Leaving out all images, write out the records that follow exactly.

▶ EXERCISE DATA:
[BEGIN]

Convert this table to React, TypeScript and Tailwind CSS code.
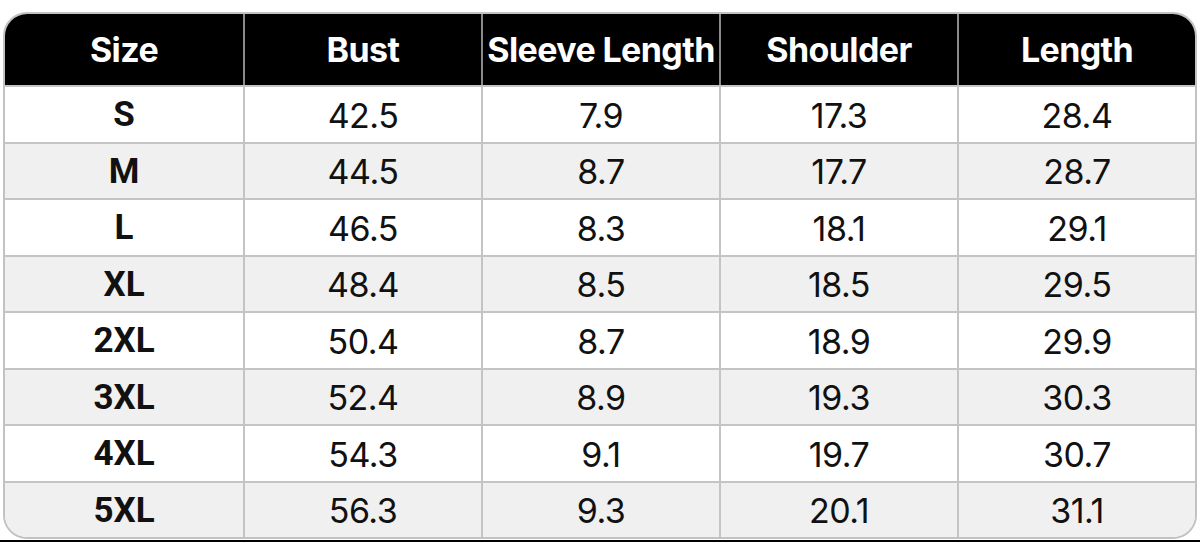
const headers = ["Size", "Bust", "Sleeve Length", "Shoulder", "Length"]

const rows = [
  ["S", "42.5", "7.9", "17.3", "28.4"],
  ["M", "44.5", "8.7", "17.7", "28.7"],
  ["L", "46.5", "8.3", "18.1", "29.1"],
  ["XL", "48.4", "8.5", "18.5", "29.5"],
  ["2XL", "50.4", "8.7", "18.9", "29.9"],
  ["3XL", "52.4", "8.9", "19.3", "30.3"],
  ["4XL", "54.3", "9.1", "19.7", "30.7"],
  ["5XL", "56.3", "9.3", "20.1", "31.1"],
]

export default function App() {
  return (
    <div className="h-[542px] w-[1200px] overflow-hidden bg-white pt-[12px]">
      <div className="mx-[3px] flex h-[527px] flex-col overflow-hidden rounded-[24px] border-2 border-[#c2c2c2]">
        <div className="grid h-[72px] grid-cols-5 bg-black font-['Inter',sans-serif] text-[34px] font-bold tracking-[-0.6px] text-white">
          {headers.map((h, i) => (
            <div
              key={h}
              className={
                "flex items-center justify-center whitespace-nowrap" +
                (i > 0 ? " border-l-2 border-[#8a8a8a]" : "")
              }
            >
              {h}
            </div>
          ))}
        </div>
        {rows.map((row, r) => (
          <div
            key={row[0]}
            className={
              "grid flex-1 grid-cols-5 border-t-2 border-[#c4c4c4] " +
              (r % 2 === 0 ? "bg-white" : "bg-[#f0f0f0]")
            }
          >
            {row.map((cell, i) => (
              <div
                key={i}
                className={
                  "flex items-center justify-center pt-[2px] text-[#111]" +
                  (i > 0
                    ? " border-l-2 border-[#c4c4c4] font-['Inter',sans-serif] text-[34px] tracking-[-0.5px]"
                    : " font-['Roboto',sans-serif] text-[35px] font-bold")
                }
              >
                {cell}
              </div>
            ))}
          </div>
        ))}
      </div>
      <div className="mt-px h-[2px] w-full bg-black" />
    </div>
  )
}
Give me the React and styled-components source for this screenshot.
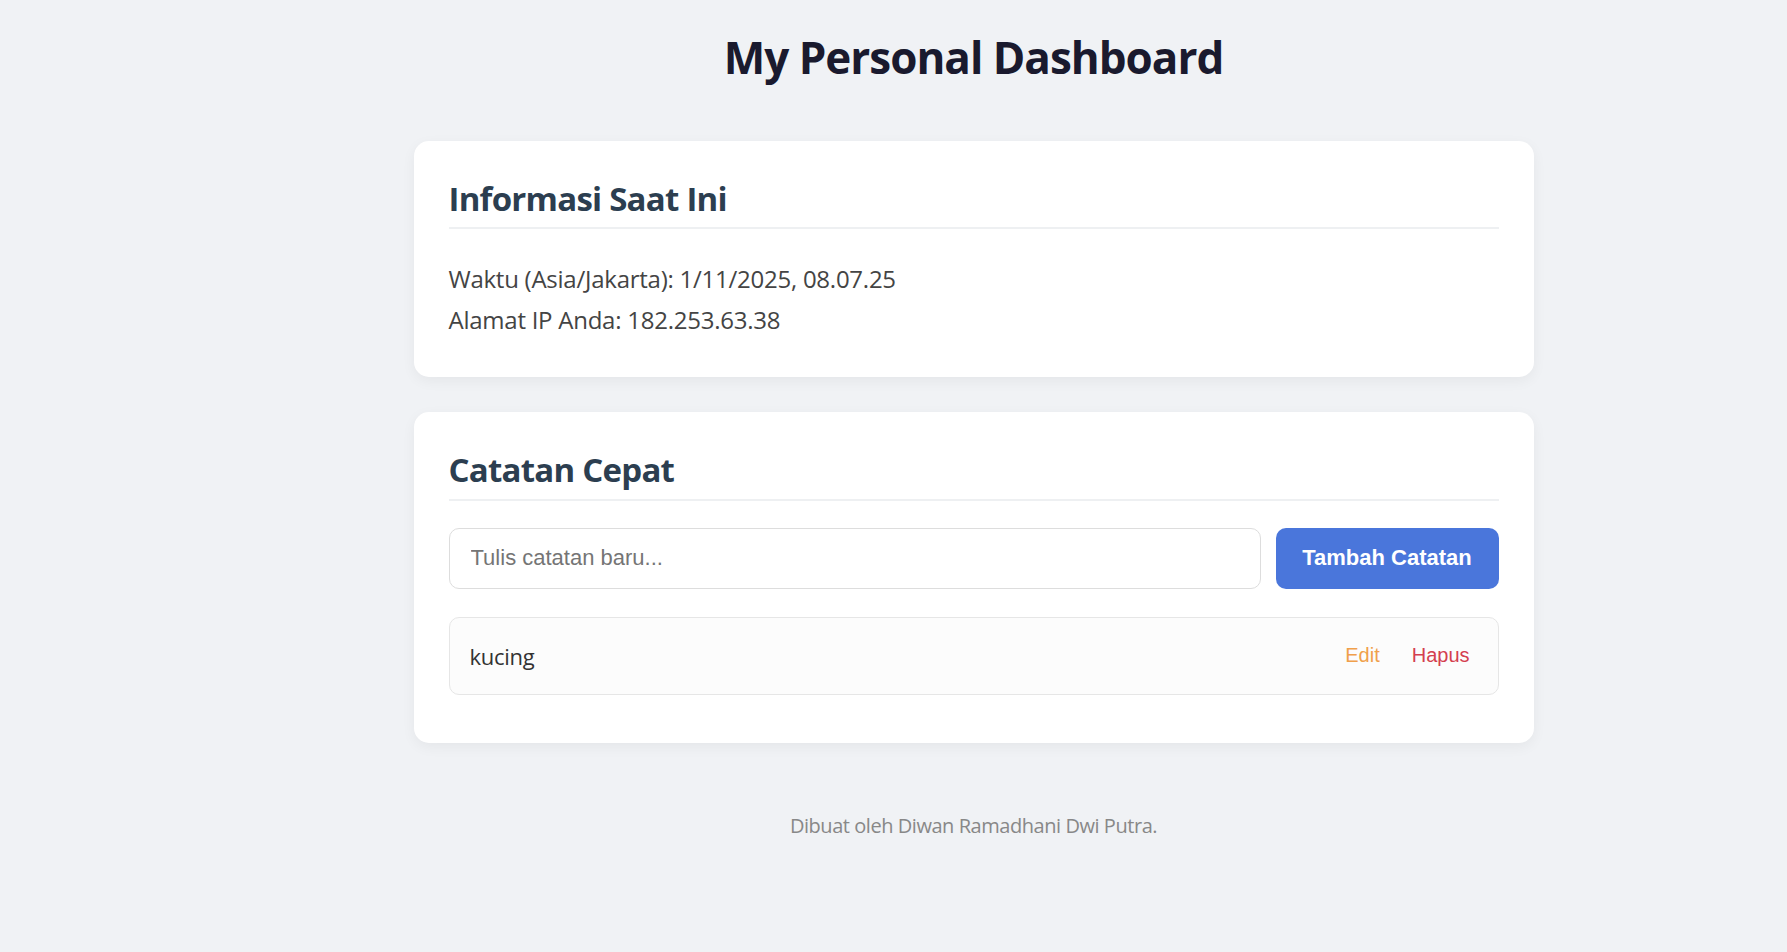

[END]

▶ FULL OUTPUT:
Convert this table to React, TypeScript and Tailwind CSS code.
const headers = ["Size", "Bust", "Sleeve Length", "Shoulder", "Length"]

const rows = [
  ["S", "42.5", "7.9", "17.3", "28.4"],
  ["M", "44.5", "8.7", "17.7", "28.7"],
  ["L", "46.5", "8.3", "18.1", "29.1"],
  ["XL", "48.4", "8.5", "18.5", "29.5"],
  ["2XL", "50.4", "8.7", "18.9", "29.9"],
  ["3XL", "52.4", "8.9", "19.3", "30.3"],
  ["4XL", "54.3", "9.1", "19.7", "30.7"],
  ["5XL", "56.3", "9.3", "20.1", "31.1"],
]

export default function App() {
  return (
    <div className="h-[542px] w-[1200px] overflow-hidden bg-white pt-[12px]">
      <div className="mx-[3px] flex h-[527px] flex-col overflow-hidden rounded-[24px] border-2 border-[#c2c2c2]">
        <div className="grid h-[72px] grid-cols-5 bg-black font-['Inter',sans-serif] text-[34px] font-bold tracking-[-0.6px] text-white">
          {headers.map((h, i) => (
            <div
              key={h}
              className={
                "flex items-center justify-center whitespace-nowrap" +
                (i > 0 ? " border-l-2 border-[#8a8a8a]" : "")
              }
            >
              {h}
            </div>
          ))}
        </div>
        {rows.map((row, r) => (
          <div
            key={row[0]}
            className={
              "grid flex-1 grid-cols-5 border-t-2 border-[#c4c4c4] " +
              (r % 2 === 0 ? "bg-white" : "bg-[#f0f0f0]")
            }
          >
            {row.map((cell, i) => (
              <div
                key={i}
                className={
                  "flex items-center justify-center pt-[2px] text-[#111]" +
                  (i > 0
                    ? " border-l-2 border-[#c4c4c4] font-['Inter',sans-serif] text-[34px] tracking-[-0.5px]"
                    : " font-['Roboto',sans-serif] text-[35px] font-bold")
                }
              >
                {cell}
              </div>
            ))}
          </div>
        ))}
      </div>
      <div className="mt-px h-[2px] w-full bg-black" />
    </div>
  )
}
Give me the React and styled-components source for this screenshot.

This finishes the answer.